# Exercise objective
Quote all of the data that follows exactly as written, skipping the images.

# Data block

------------------------------------------------

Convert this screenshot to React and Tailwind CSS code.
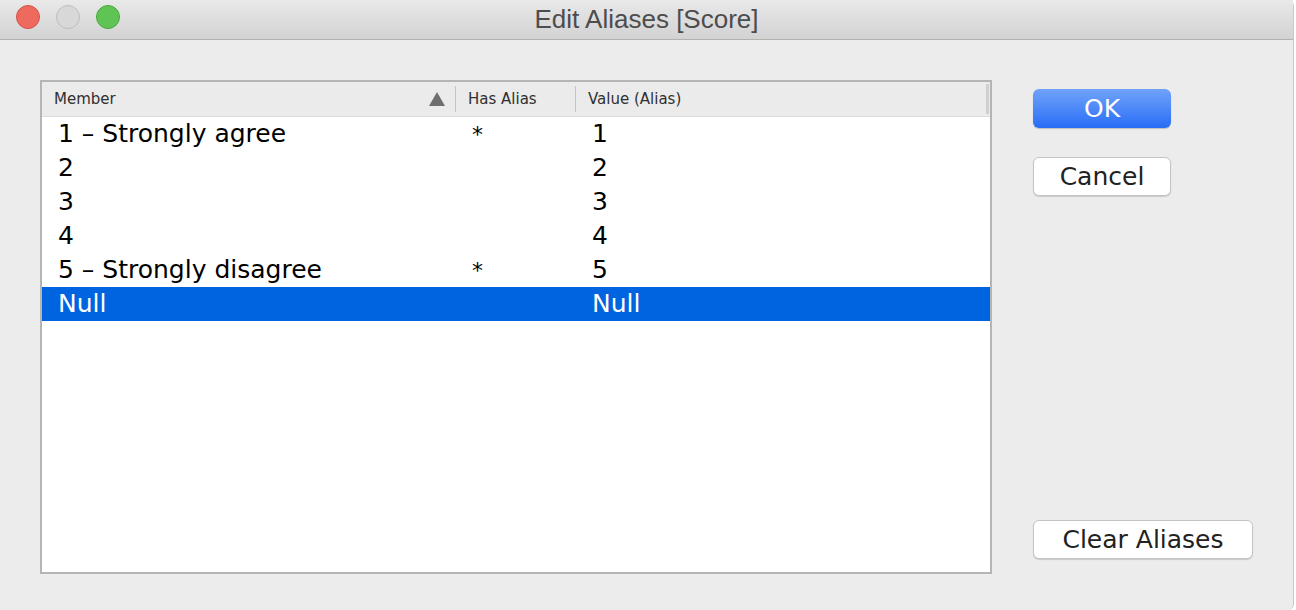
import React from "react";

const rows = [
  { m: "1 – Strongly agree", a: "*", v: "1" },
  { m: "2", a: "", v: "2" },
  { m: "3", a: "", v: "3" },
  { m: "4", a: "", v: "4" },
  { m: "5 – Strongly disagree", a: "*", v: "5" },
  { m: "Null", a: "", v: "Null", sel: true },
];

const ui = { fontFamily: '"DejaVu Sans", "Noto Sans", sans-serif' };

export default function App() {
  return (
    <div className="w-[1296px] h-[610px] bg-white overflow-hidden">
      <div className="w-[1294px] h-[610px] bg-[#ececec] rounded-tr-[6px] rounded-br-[6px] border-r border-[#c8c8c8] flex flex-col">
        {/* title bar */}
        <div className="h-[40px] shrink-0 bg-gradient-to-b from-[#e9e9e9] to-[#d2d2d2] border-b border-[#b2b2b2] relative flex items-center justify-center">
          <div className="absolute left-[16px] top-[5px] flex gap-[16px]">
            <div className="w-[24px] h-[24px] rounded-full bg-[#ee6a5f] border border-[#d65249]" />
            <div className="w-[24px] h-[24px] rounded-full bg-[#d8d8d8] border border-[#bdbdbd]" />
            <div className="w-[24px] h-[24px] rounded-full bg-[#5fc454] border border-[#4aa73e]" />
          </div>
          <span className="text-[26px] leading-none text-[#4d4d4d] -mt-[1px]" style={{ fontFamily: '"Liberation Sans", sans-serif' }}>
            Edit Aliases [Score]
          </span>
        </div>

        {/* body */}
        <div className="flex flex-1 pt-[40px] pl-[40px]">
          {/* table */}
          <div className="w-[952px] h-[494px] border-2 border-[#b5b5b5] bg-white flex flex-col" style={ui}>
            <div className="h-[35px] shrink-0 bg-[#ebebeb] border-b border-[#dcdcdc] flex items-center text-[15px] text-[#303030]">
              <div className="w-[413px] pl-[12px] flex items-center justify-between pr-[10px]">
                <span>Member</span>
                <svg width="16" height="14" viewBox="0 0 16 14">
                  <path d="M8 0 L16 14 L0 14 Z" fill="#6e6e6e" />
                </svg>
              </div>
              <div className="w-[1px] h-[26px] bg-[#c4c4c4]" />
              <div className="w-[119px] pl-[12px]">Has Alias</div>
              <div className="w-[1px] h-[26px] bg-[#c4c4c4]" />
              <div className="flex-1 pl-[12px]">Value (Alias)</div>
              <div className="w-[3px] h-[30px] bg-[#d0d0d0] mr-[1px]" />
            </div>
            {rows.map((r, i) => (
              <div
                key={i}
                className={`h-[34px] flex items-center text-[25px] ${r.sel ? "bg-[#0064e1] text-white" : "text-black"}`}
              >
                <div className="w-[414px] pl-[16px] whitespace-nowrap">{r.m}</div>
                <div className="w-[120px] pl-[16px] text-[22px]">{r.a}</div>
                <div className="flex-1 pl-[16px]">{r.v}</div>
              </div>
            ))}
          </div>

          {/* buttons */}
          <div className="flex flex-col pl-[41px] pt-[9px] pb-[51px]" style={ui}>
            <button className="w-[138px] h-[39px] rounded-[6px] bg-gradient-to-b from-[#70a2f8] to-[#276cf6] text-white text-[25px] leading-none shadow-[0_1px_1px_rgba(0,0,0,0.2)]">
              OK
            </button>
            <button className="mt-[29px] w-[138px] h-[39px] rounded-[6px] bg-white border border-[#c4c4c4] text-[#222] text-[25px] leading-none shadow-[0_1px_1px_rgba(0,0,0,0.15)]">
              Cancel
            </button>
            <div className="flex-1" />
            <button className="w-[220px] h-[39px] rounded-[6px] bg-white border border-[#c4c4c4] text-[#222] text-[25px] leading-none shadow-[0_1px_1px_rgba(0,0,0,0.15)]">
              Clear Aliases
            </button>
          </div>
        </div>
      </div>
    </div>
  );
}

------------------------------------------------

# Response below
Convert this screenshot to React and Tailwind CSS code.
import React from "react";

const rows = [
  { m: "1 – Strongly agree", a: "*", v: "1" },
  { m: "2", a: "", v: "2" },
  { m: "3", a: "", v: "3" },
  { m: "4", a: "", v: "4" },
  { m: "5 – Strongly disagree", a: "*", v: "5" },
  { m: "Null", a: "", v: "Null", sel: true },
];

const ui = { fontFamily: '"DejaVu Sans", "Noto Sans", sans-serif' };

export default function App() {
  return (
    <div className="w-[1296px] h-[610px] bg-white overflow-hidden">
      <div className="w-[1294px] h-[610px] bg-[#ececec] rounded-tr-[6px] rounded-br-[6px] border-r border-[#c8c8c8] flex flex-col">
        {/* title bar */}
        <div className="h-[40px] shrink-0 bg-gradient-to-b from-[#e9e9e9] to-[#d2d2d2] border-b border-[#b2b2b2] relative flex items-center justify-center">
          <div className="absolute left-[16px] top-[5px] flex gap-[16px]">
            <div className="w-[24px] h-[24px] rounded-full bg-[#ee6a5f] border border-[#d65249]" />
            <div className="w-[24px] h-[24px] rounded-full bg-[#d8d8d8] border border-[#bdbdbd]" />
            <div className="w-[24px] h-[24px] rounded-full bg-[#5fc454] border border-[#4aa73e]" />
          </div>
          <span className="text-[26px] leading-none text-[#4d4d4d] -mt-[1px]" style={{ fontFamily: '"Liberation Sans", sans-serif' }}>
            Edit Aliases [Score]
          </span>
        </div>

        {/* body */}
        <div className="flex flex-1 pt-[40px] pl-[40px]">
          {/* table */}
          <div className="w-[952px] h-[494px] border-2 border-[#b5b5b5] bg-white flex flex-col" style={ui}>
            <div className="h-[35px] shrink-0 bg-[#ebebeb] border-b border-[#dcdcdc] flex items-center text-[15px] text-[#303030]">
              <div className="w-[413px] pl-[12px] flex items-center justify-between pr-[10px]">
                <span>Member</span>
                <svg width="16" height="14" viewBox="0 0 16 14">
                  <path d="M8 0 L16 14 L0 14 Z" fill="#6e6e6e" />
                </svg>
              </div>
              <div className="w-[1px] h-[26px] bg-[#c4c4c4]" />
              <div className="w-[119px] pl-[12px]">Has Alias</div>
              <div className="w-[1px] h-[26px] bg-[#c4c4c4]" />
              <div className="flex-1 pl-[12px]">Value (Alias)</div>
              <div className="w-[3px] h-[30px] bg-[#d0d0d0] mr-[1px]" />
            </div>
            {rows.map((r, i) => (
              <div
                key={i}
                className={`h-[34px] flex items-center text-[25px] ${r.sel ? "bg-[#0064e1] text-white" : "text-black"}`}
              >
                <div className="w-[414px] pl-[16px] whitespace-nowrap">{r.m}</div>
                <div className="w-[120px] pl-[16px] text-[22px]">{r.a}</div>
                <div className="flex-1 pl-[16px]">{r.v}</div>
              </div>
            ))}
          </div>

          {/* buttons */}
          <div className="flex flex-col pl-[41px] pt-[9px] pb-[51px]" style={ui}>
            <button className="w-[138px] h-[39px] rounded-[6px] bg-gradient-to-b from-[#70a2f8] to-[#276cf6] text-white text-[25px] leading-none shadow-[0_1px_1px_rgba(0,0,0,0.2)]">
              OK
            </button>
            <button className="mt-[29px] w-[138px] h-[39px] rounded-[6px] bg-white border border-[#c4c4c4] text-[#222] text-[25px] leading-none shadow-[0_1px_1px_rgba(0,0,0,0.15)]">
              Cancel
            </button>
            <div className="flex-1" />
            <button className="w-[220px] h-[39px] rounded-[6px] bg-white border border-[#c4c4c4] text-[#222] text-[25px] leading-none shadow-[0_1px_1px_rgba(0,0,0,0.15)]">
              Clear Aliases
            </button>
          </div>
        </div>
      </div>
    </div>
  );
}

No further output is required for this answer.